The frightening packs of dogs in old-time Phoenix
Like most people, I love dogs. I grew up during the era where the control of dogs was changing, leash laws being enforced, that sort of thing. When I was a little kid, dogs roamed all over my neighborhood, sometimes attacking children, and no one thought anything about it. Nowadays, of course, dogs are more carefully controlled, and most parks even have little plastic bags which people use to pick up their doggie's doo-doo, and throw it in the trash. And children being attacked by dogs nowadays isn't just laughed off, like it was when my little brother was viciously attacked by a neighbor's dog in the 1970s. And while I'm young enough to have adapted to the more modern way of thinking about dogs, some people just a little older than me find all of this fuss to be just ridiculous. It certainly was different in old-time Phoenix, when dogs roamed in packs.

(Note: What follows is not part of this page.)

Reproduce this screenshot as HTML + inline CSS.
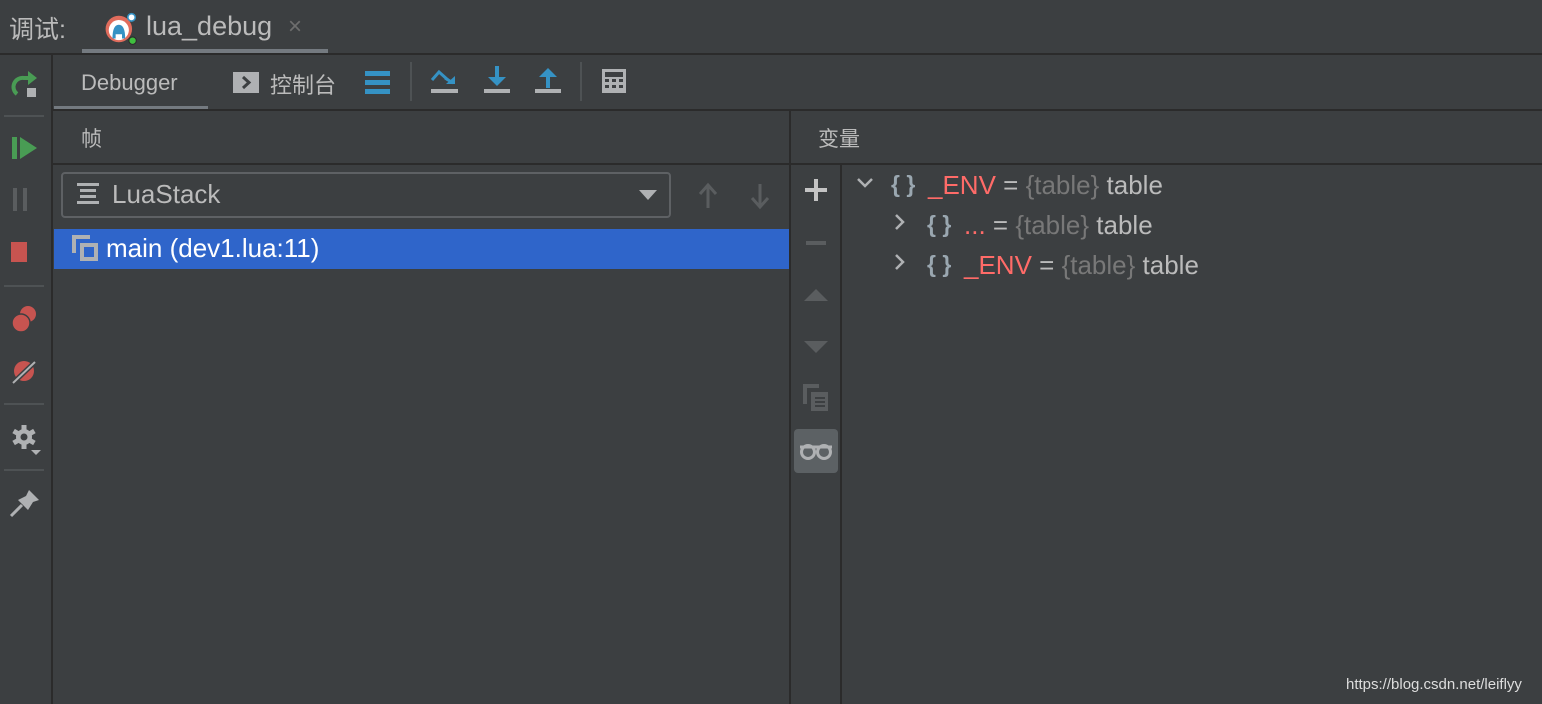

Time-travel with me and let's walk around Phoenix when it only had dirt streets, let's say 1899. Of course there wouldn't be any cars yet, but there would be plenty of horses, and plenty of dogs, some of which were family pets that went home after roaming around, some of which were feral, roaming the streets looking for food, and behaving like any other type of canine pack animal, attacking other animals, and sometimes people, especially children.
Something that was done regularly, and which would horrify us modern dog-lovers, was the regular shooting of dogs on the city streets. Of course, there was a lot of shooting of animals in and around Phoenix, including jackrabbits, and coyotes. And if you're like me, growing up with images of cute little cartoon animals, this seems barbaric. But the people of Phoenix did it, and there was a reason - these animals were not only vicious, and dirty, they carried disease.
Thank you for visiting old-time Phoenix with me, and I'm do glad to be back in the 21st Century, with my dachshund, safe at home. I think I'll go give her a doggie treat!
Image at the top of this post: Looking east over 1st Avenue between Washington and Jefferson in 1899, Phoenix, Arizona.